Adrão - O São João
S. João para ver as moças,
Fez uma fonte de prata,
As moças não vão à fonte,
S. João todo se mata.
Ai repenica, repenica, repenica,
O S. João está a suar em bica.
Ai repapoila, repapoila, repapoila,
O feijão branco e arroz na caçoila.
São João Baptista visto e pintado por Leonardo da Vinci
Hoje apetece-me falar-vos (escrevendo) do S. João. São João faz parte ds minhas raízes. Quando eu era miúdo rapazote, vivíamos um dilema no dia de S. João. Ser feriado ou não ser feriado, era a questão! Para isso, na minha aldeia, Adrão, não havia que dar satisfações a ninguém. Quem mandava era o S. João! O trabalho era o estritamente necessário: tratar das vacas, das cabras, das ovelhas, das galinhas, dos porcos e regar o milho quem tinha que o fazer, por lhe calhar a rega. De resto, era um dia de paródia!
Nós tínhamos uma tradição! Mulhar as moças. Mulhar as moças, era um regalo.
"Oh, tia Teresa, eu não posso passar debaixo da sua janela, o seu Ventor está lá com um alguidar de água".
Mas para tudo há regras e, quem não cumprisse com as regras, teria de se haver com a justiça da caserna. Realmente, não tinha piada nenhuma as raparigas levarem com um caneco de água em cima, logo pela manhã. Mas em todos os cantinhos do mundo há guerras e nós também tínhamos a nossa. Era a guerra da água. Pela tarde dentro, era mais certo e havia mais justificação, começar as aguadas. A rapaziada nova ia toda acabar no rio da Ponte, até ficarem como pintos.

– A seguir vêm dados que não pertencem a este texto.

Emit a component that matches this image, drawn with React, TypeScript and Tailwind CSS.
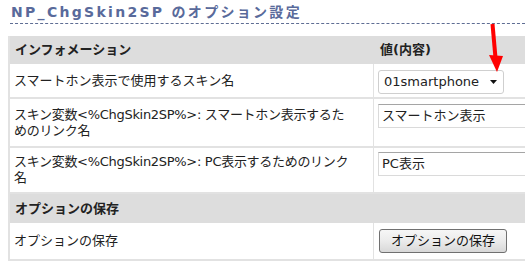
import React from "react";

const font = {
  fontFamily: '"DejaVu Sans", "Noto Sans CJK JP", sans-serif',
};

function RedArrow() {
  return (
    <svg
      className="absolute left-0 top-0 pointer-events-none"
      width="525"
      height="80"
      viewBox="0 0 525 80"
    >
      <line x1="492.5" y1="24" x2="495.5" y2="58" stroke="#ff0000" strokeWidth="4" />
      <polygon points="489,55 503,56 497,72" fill="#ff0000" />
    </svg>
  );
}

export default function App() {
  return (
    <div className="relative w-[525px] h-[271px] overflow-hidden bg-white text-[13px] text-[#222]" style={font}>
      {/* Heading */}
      <h2 className="ml-[10px] pt-[2px] pb-[1px] leading-[20px] text-[14px] font-bold tracking-[2.3px] text-[#596a9b] border-b border-dashed border-[#5f6d94] whitespace-nowrap">
        <span className="pl-[1px]">NP_ChgSkin2SP のオプション設定</span>
      </h2>

      {/* Options table */}
      <div className="ml-[8px] mt-[12px] w-[600px] border-l-2 border-[#e2e2e2] leading-[16px]">
        <div className="flex h-[28px] items-center bg-[#dddddd] font-bold">
          <div className="w-[363px] shrink-0 pl-[5px]">インフォメーション</div>
          <div className="pl-[7px]">値(内容)</div>
        </div>

        <div className="flex h-[35px] border-b-2 border-[#e2e2e2]">
          <div className="w-[363px] shrink-0 pl-[4px] flex items-center">スマートホン表示で使用するスキン名</div>
          <div className="flex-1 border-l border-[#e2e2e2] pl-[4px] pt-[6px]">
            <div className="flex h-[24px] w-[126px] items-center justify-between rounded-[3px] border border-[#cfcfcf] bg-white pl-[5px] pr-[6px]">
              <span>01smartphone</span>
              <svg width="7" height="4" viewBox="0 0 7 4">
                <polygon points="0,0 7,0 3.5,4" fill="#111" />
              </svg>
            </div>
          </div>
        </div>

        <div className="flex h-[49px] border-b-2 border-[#e2e2e2]">
          <div className="w-[363px] shrink-0 pl-[4px] flex items-center whitespace-nowrap tracking-[-0.3px]">
            <span>
              スキン変数&lt;%ChgSkin2SP%&gt;: スマートホン表示するた
              <br />
              めのリンク名
            </span>
          </div>
          <div className="flex-1 border-l border-[#e2e2e2] pl-[4px] pt-[5px]">
            <div className="flex h-[24px] w-[250px] items-center border border-[#dadada] border-t-[#a5a5a5] bg-white pl-[3px]">
              スマートホン表示
            </div>
          </div>
        </div>

        <div className="flex h-[46px] border-b-2 border-[#e2e2e2]">
          <div className="w-[363px] shrink-0 pl-[4px] flex items-center whitespace-nowrap tracking-[-0.3px]">
            <span>
              スキン変数&lt;%ChgSkin2SP%&gt;: PC表示するためのリンク
              <br />名
            </span>
          </div>
          <div className="flex-1 border-l border-[#e2e2e2] pl-[4px] pt-[4px]">
            <div className="flex h-[24px] w-[250px] items-center border border-[#dadada] border-t-[#a5a5a5] bg-white pl-[3px]">
              PC表示
            </div>
          </div>
        </div>

        <div className="flex h-[29px] items-center bg-[#dddddd] font-bold">
          <div className="w-[363px] shrink-0 pl-[5px]">オプションの保存</div>
        </div>

        <div className="flex h-[38px] border-b-2 border-[#e2e2e2]">
          <div className="w-[363px] shrink-0 pl-[4px] flex items-center">オプションの保存</div>
          <div className="flex-1 border-l border-[#e2e2e2] pl-[5px] flex items-center">
            <button className="h-[24px] w-[128px] rounded-[3px] border border-[#707070] bg-gradient-to-b from-[#f6f6f6] via-[#ebebeb] to-[#d8d8d8] text-[13px] text-[#111]">
              オプションの保存
            </button>
          </div>
        </div>
      </div>

      <RedArrow />
    </div>
  );
}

Mas o mais engraçado para mim, é que, na terra da chuva, não tenho ideia nenhuma de haver um dia de S. João com chuva. Nevoado sim, mas com chuva, não!
A aguada era uma das nossas brincadeiras, mas havia mais: levar os carros de bois ao rio. Desde que não os estragássemos não haveria problemas. Até fazia bem aos carros uma lavagem depois de tanta trabalheria que tinham tido no mês de Maio.
Um dia, de vésperas de S. João, o ti Joaquim Brasileiro, disse-nos que ninguém ia levar o carro dele para o rio porque o iria guardar toda a noite. E foi! Fez uma cama de feno seco, junto ao carro e por ali ficou a dormitar. Cerca da meia-noite da noite de S. João, lá fomos nós "a canalha", buscar o carro. Ia começar o duelo. Nós, por teimosia e para demonstrar a nossa capacidade de luta, entendemos que o carro do ti Brasileiro teria de ir ao rio e ele, tinha entendido que não nos ia deixar.
Aproximamos-nos do carro e mal o começamos a agarrar para o puxar, ele, com a sua grande vara de carvalho, deu uma varada ao longo do carro e nós, como um autómato, só paramos no rio. Fizemos o trajecto desde o caminho para o Lume da Leira, até à ponte a galgar tudo. Mas não desarmamos! Ficamos na incerteza de ele ter continuado por lá ou ter ido para casa, mas veio a psicologia de guerra! Já nessa altura a sabíamos aplicar. A teoria era que ele ficaria à vontade para dormir convencido que nós ficaríamos com medo de lá voltar.
Pelo sim, pelo não, era necessário confirmar se ele ainda por lá estaria ou se teria ido para casa. Para isso teríamos de ir à corte, junto do carro. Por trás do carro e junto à parede lá estava o lugarzinho da cama dele no feno seco. Havia a hipótese de ter ido para casa ou ter subido para o palheiro, mas foi no palheiro que ele se deitou mais confortável no meio do feno. Ferrou duro no sono e nós pegamos o carro no maior silêncio deste mundo, metêmo-lo no caminho do Carril e fomos direitos à ponte onde o colocamos no meio do poço.
Foi a primeira vitória colectiva que eu tive na minha vida. Foi ali que eu aprendi a conhecer o trabalho de equipa e o espírito de grupo. Obrigado pela luta ti Joaquim. O senhor da Esfera tê-lo-á a seu lado recordando connosco. O nosso objectivo era não estragar o carro e conseguimos.
P.S. Este post já foi escrito há 14 anos mas não consigo tira-lo do campo do no secure. Penso que é por causa dos comentários e não consigo tirar os comentários. Também não consigo mante-lo no local porque o meu amigo Net Sapinho não me deixa alterar a data. Paciência!